Indeed, Zoom and digital payments have multiplied people’s coping capability during the pandemic and therefore technological innovations should continue with the same thrust of helping people. People can be retooled and technology should be able to create new opportunities by pointing the way.

This is not to make governments authoritarian. Acemoglu suggested the same direction that was followed in the discovery and development of antibiotics, sensors, and the internet. Without public intervention, these game-changing innovations would not have been possible.

The biggest challenge in harnessing technology is its potential impact on democracy.

With fake news and misinformation easily transmitted globally, AI-powered social media could also undermine democratic discourse.

Therefore, digitalization technology can only promote inclusiveness if it has public value. Of relevance here is the article on the need for public goods to support private innovation written by Bank for International Settlements (BIS) staff Jon Frost, Leonardo Gambacorta, and our friend Hyun Song Shin, economic adviser and head of research.

The BIS zeroed in on digital technology transforming the financial industry in payments, savings, borrowing and investment on digital platforms. Fintech and Bigtech companies, according to the BIS, now compete with banks and other financial market players in a wide spectrum of financial services.

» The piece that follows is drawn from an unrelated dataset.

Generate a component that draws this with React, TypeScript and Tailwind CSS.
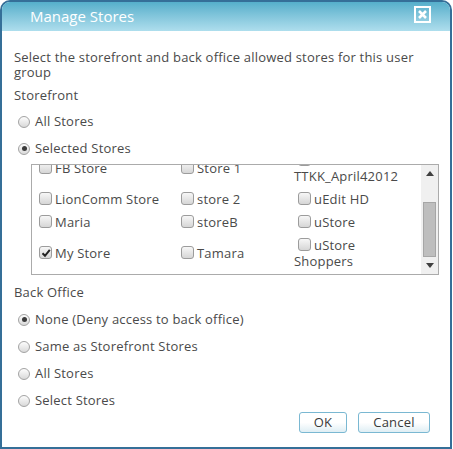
import React from "react";

type Store = { label: string; lines?: string[]; checked?: boolean; wrapBox?: boolean };

// visible part of the store list (the list is scrolled down a little)
const ROWS: Store[][] = [
  [{ label: "FB Store" }, { label: "Store 1" }, { label: "TTKK_April42012", wrapBox: true }],
  [{ label: "LionComm Store" }, { label: "store 2" }, { label: "uEdit HD" }],
  [{ label: "Maria" }, { label: "storeB" }, { label: "uStore" }],
  [{ label: "My Store", checked: true }, { label: "Tamara" }, { label: "uStore", lines: ["Shoppers"] }],
];

function Radio({ checked }: { checked?: boolean }) {
  return (
    <span className="relative inline-flex w-[12px] h-[12px] shrink-0 rounded-full border border-[#a3a3a3] bg-gradient-to-b from-[#fdfdfd] to-[#d9d9d9] items-center justify-center">
      {checked && <span className="w-[5px] h-[5px] rounded-full bg-[#3c3c3c]" />}
    </span>
  );
}

function Checkbox({ checked }: { checked?: boolean }) {
  return (
    <span className="inline-flex w-[13px] h-[13px] shrink-0 rounded-[3px] border border-[#9c9c9c] bg-gradient-to-b from-[#f7f7f7] to-[#d6d6d6] items-center justify-center">
      {checked && (
        <svg width="10" height="10" viewBox="0 0 10 10">
          <path d="M1.5 5.2 L4 7.8 L8.8 1.8" fill="none" stroke="#222" strokeWidth="2" />
        </svg>
      )}
    </span>
  );
}

function RadioRow({ label, checked }: { label: string; checked?: boolean }) {
  return (
    <div className="h-[27px] flex items-center gap-[5px] pl-[4px]">
      <Radio checked={checked} />
      <span>{label}</span>
    </div>
  );
}

function StoreCell({ store }: { store: Store }) {
  if (store.wrapBox) {
    return (
      <div className="leading-[16px]">
        <div className="pl-[4px] h-[16px] flex items-center">
          <Checkbox />
        </div>
        <div>{store.label}</div>
      </div>
    );
  }
  return (
    <div className="leading-[16px]">
      <div className="flex items-center gap-[3px] pl-[4px]">
        <Checkbox checked={store.checked} />
        <span>{store.label}</span>
      </div>
      {store.lines?.map((l) => (
        <div key={l}>{l}</div>
      ))}
    </div>
  );
}

function Triangle({ up }: { up?: boolean }) {
  return (
    <svg width="8" height="5" viewBox="0 0 8 5">
      <path d={up ? "M0 5 L4 0 L8 5 Z" : "M0 0 L8 0 L4 5 Z"} fill="#404040" />
    </svg>
  );
}

function Button({ children, w }: { children: React.ReactNode; w: string }) {
  return (
    <button
      className={`${w} h-[21px] rounded-[3px] border border-[#7ab8d2] bg-gradient-to-b from-white via-white to-[#dfeef4] text-[#3a3a3a] text-[13px] leading-none`}
    >
      {children}
    </button>
  );
}

export default function App() {
  return (
    <div className="w-[452px] h-[449px] border-2 border-[#356f98] rounded-t-[10px] bg-white flex flex-col overflow-hidden font-['Open_Sans',sans-serif] text-[13px] tracking-[0.2px] text-[#4a4a4a]">
      {/* Title bar */}
      <div className="h-[29px] shrink-0 bg-gradient-to-b from-[#55afcb] to-[#aedeed] flex items-start justify-between pl-[28px] pr-[19px]">
        <span className="text-white text-[15px] tracking-normal leading-[29px]">Manage Stores</span>
        <span className="mt-[4px] w-[17px] h-[17px] border-2 border-white flex items-center justify-center">
          <svg width="9" height="9" viewBox="0 0 9 9">
            <path d="M1 1 L8 8 M8 1 L1 8" stroke="white" strokeWidth="2.6" />
          </svg>
        </span>
      </div>

      <div className="pl-[12px] pr-[9px]">
        <p className="mt-[19px] leading-[15px] pr-[3px]">
          Select the storefront and back office allowed stores for this user group
        </p>

        <div className="mt-[8px] leading-[15px]">Storefront</div>
        <div className="mt-[5px]">
          <RadioRow label="All Stores" />
          <RadioRow label="Selected Stores" checked />
        </div>

        {/* Store list */}
        <div className="ml-[17px] mt-[2px] w-[408px] h-[111px] border border-[#ababab] flex">
          <div className="flex-1 overflow-hidden">
            <div className="mt-[-17px] pl-[3px] grid grid-cols-[142px_117px_1fr] grid-rows-[39px_23px_23px_39px] items-center">
              {ROWS.map((row, i) =>
                row.map((s, j) => <StoreCell key={`${i}-${j}`} store={s} />)
              )}
            </div>
          </div>
          {/* Scrollbar */}
          <div className="w-[17px] bg-[#f0f0f0] flex flex-col">
            <div className="h-[17px] flex items-center justify-center">
              <Triangle up />
            </div>
            <div className="flex-1 px-[2px]">
              <div className="mt-[20px] h-[55px] bg-[#bebebe] border border-[#a6a6a6]" />
            </div>
            <div className="h-[17px] flex items-center justify-center">
              <Triangle />
            </div>
          </div>
        </div>

        <div className="mt-[10px] leading-[15px]">Back Office</div>
        <div className="mt-[6px]">
          <RadioRow label="None (Deny access to back office)" checked />
          <RadioRow label="Same as Storefront Stores" />
          <RadioRow label="All Stores" />
          <RadioRow label="Select Stores" />
        </div>

        <div className="mt-[-2px] pr-[11px] flex justify-end gap-[11px]">
          <Button w="w-[48px]">OK</Button>
          <Button w="w-[72px]">Cancel</Button>
        </div>
      </div>
    </div>
  );
}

While progress in this area has been impressive, as 1.2 billion adults gained access to financial accounts between 2011 and 2017, BIS argued that for digital technology to further bolster financial inclusion, public goods are critical. “Public goods provide the underpinnings of financial inclusion.”

The pandemic imposed social distancing and economic lockdowns and since then, digital payments have become the lifeline of many people — selling and buying goods, depositing and transferring money without contact.

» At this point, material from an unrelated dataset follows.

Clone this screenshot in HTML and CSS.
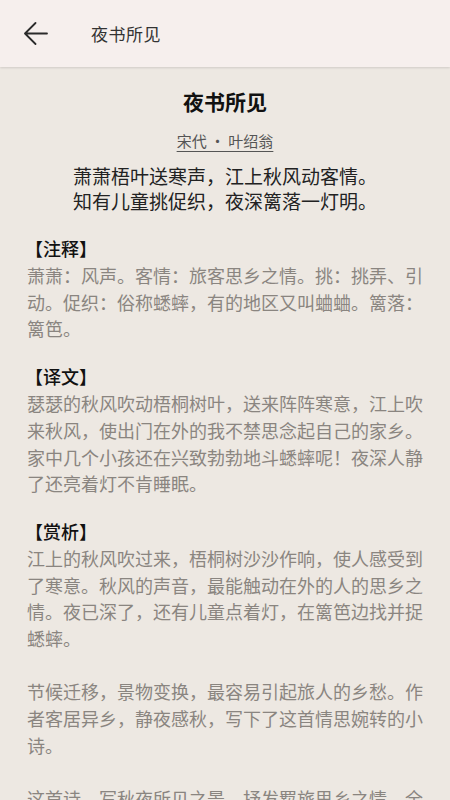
FILE: index.html
```html
<!DOCTYPE html>
<html lang="zh-CN">
<head>
<meta charset="utf-8">
<title>夜书所见</title>
<link rel="stylesheet" href="styles.css">
</head>
<body>
<header class="topbar">
  <svg class="back" width="24" height="24" viewBox="0 0 24 24" aria-hidden="true">
    <path d="M23 11.5H1.5M11.5 1L1 11.5L11.5 22" fill="none" stroke="#2b2b2b" stroke-width="1.8" stroke-linecap="round" stroke-linejoin="round"/>
  </svg>
  <span class="topbar-title">夜书所见</span>
</header>
<main class="content">
  <h1 class="title">夜书所见</h1>
  <div class="author"><span class="author-link">宋代 · 叶绍翁</span></div>
  <div class="poem">
    <div>萧萧梧叶送寒声，江上秋风动客情。</div>
    <div>知有儿童挑促织，夜深篱落一灯明。</div>
  </div>
  <section class="sec">
    <h2 class="sec-head">【注释】</h2>
    <p class="text">萧萧：风声。客情：旅客思乡之情。挑：挑弄、引动。促织：俗称蟋蟀，有的地区又叫蛐蛐。篱落：篱笆。</p>
  </section>
  <section class="sec">
    <h2 class="sec-head">【译文】</h2>
    <p class="text">瑟瑟的秋风吹动梧桐树叶，送来阵阵寒意，江上吹来秋风，使出门在外的我不禁思念起自己的家乡。家中几个小孩还在兴致勃勃地斗蟋蟀呢！夜深人静了还亮着灯不肯睡眠。</p>
  </section>
  <section class="sec">
    <h2 class="sec-head">【赏析】</h2>
    <p class="text">江上的秋风吹过来，梧桐树沙沙作响，使人感受到了寒意。秋风的声音，最能触动在外的人的思乡之情。夜已深了，还有儿童点着灯，在篱笆边找并捉蟋蟀。</p>
    <p class="text">节候迁移，景物变换，最容易引起旅人的乡愁。作者客居异乡，静夜感秋，写下了这首情思婉转的小诗。</p>
    <p class="text">这首诗，写秋夜所见之景，抒发羁旅思乡之情。全诗寓情于景，以景衬情，意境深远。</p>
  </section>
</main>
</body>
</html>
```

FILE: styles.css
```css
html, body {
  margin: 0;
  padding: 0;
}
body {
  width: 450px;
  height: 800px;
  overflow: hidden;
  background: #ede8e2;
  font-family: "Noto Sans CJK SC", "Noto Sans", sans-serif;
  color: #222;
}
.topbar {
  height: 67px;
  background: #f6efed;
  display: flex;
  align-items: center;
  box-shadow: 0 1px 2px rgba(0,0,0,0.12);
  position: relative;
  z-index: 1;
}
.back {
  margin-left: 24px;
  margin-top: 1px;
  flex: none;
}
.topbar-title {
  margin-left: 43px;
  font-size: 17px;
  color: #333;
  letter-spacing: 0.5px;
}
.content {
  padding: 19px 27px 0;
}
.title {
  margin: 0;
  font-size: 21px;
  line-height: 30px;
  font-weight: 700;
  text-align: center;
  color: #111;
}
.author {
  margin-top: 14px;
  text-align: center;
  font-size: 15px;
  line-height: 22px;
  color: #555;
}
.author-link {
  text-decoration: underline;
  text-underline-offset: 4px;
  text-decoration-thickness: 1px;
}
.poem {
  margin-top: 11px;
  text-align: center;
  font-size: 19px;
  line-height: 25px;
  color: #222;
}
.sec {
  margin-top: 21px;
}
.sec + .sec {
  margin-top: 20px;
}
.sec-head {
  margin: 0 0 0 -2px;
  font-size: 18px;
  line-height: 28px;
  font-weight: 500;
  color: #111;
}
.text {
  margin: 0;
  width: 396px;
  font-size: 18px;
  line-height: 26.7px;
  color: #8a8580;
  text-align: justify;
}
.text + .text {
  margin-top: 26.7px;
}
```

Related to this, the BIS raised a most fundamental point that has been sadly missed by many proponents of financial inclusion. Digital technologies cannot succeed on their own. They need enablers: mobile phones, internet, storage and processing of large volumes of digital data, and other infrastructure like cloud computing, machine learning, distributed ledger technology, and biometric technologies.

Because digital technology is scalable and can improve risk assessment based on the same by-product of data, numerous services and functionalities have been opened by digital technology. Lending without collateral may now be possible. Bigtech companies hold a great amount of credit information about the potential borrower. But Bigtech companies have become too big to fail.

BIS proposed five policies to leverage on the benefits of digital technology while safeguarding financial stability and consumer rights. One, open, inclusive digital infrastructures should be built. Two, common standards should be introduced to encourage competition. Three, competition policies should be updated. Four, data privacy should be strengthened. And finally, policymakers like central banks, regulatory, competition and privacy authorities should get and work together.

This is the other side of the pandemic. It has spawned innovation that unless tamed, could in fact exacerbate poverty and inequality.

Diwa C. Guinigundo is the former Deputy Governor for the Monetary and Economics Sector, the Bangko Sentral ng Pilipinas (BSP). He served the BSP for 41 years. In 2001-2003, he was Alternate Executive Director at the International Monetary Fund in Washington, DC. He is the senior pastor of the Fullness of Christ International Ministries in Mandaluyong.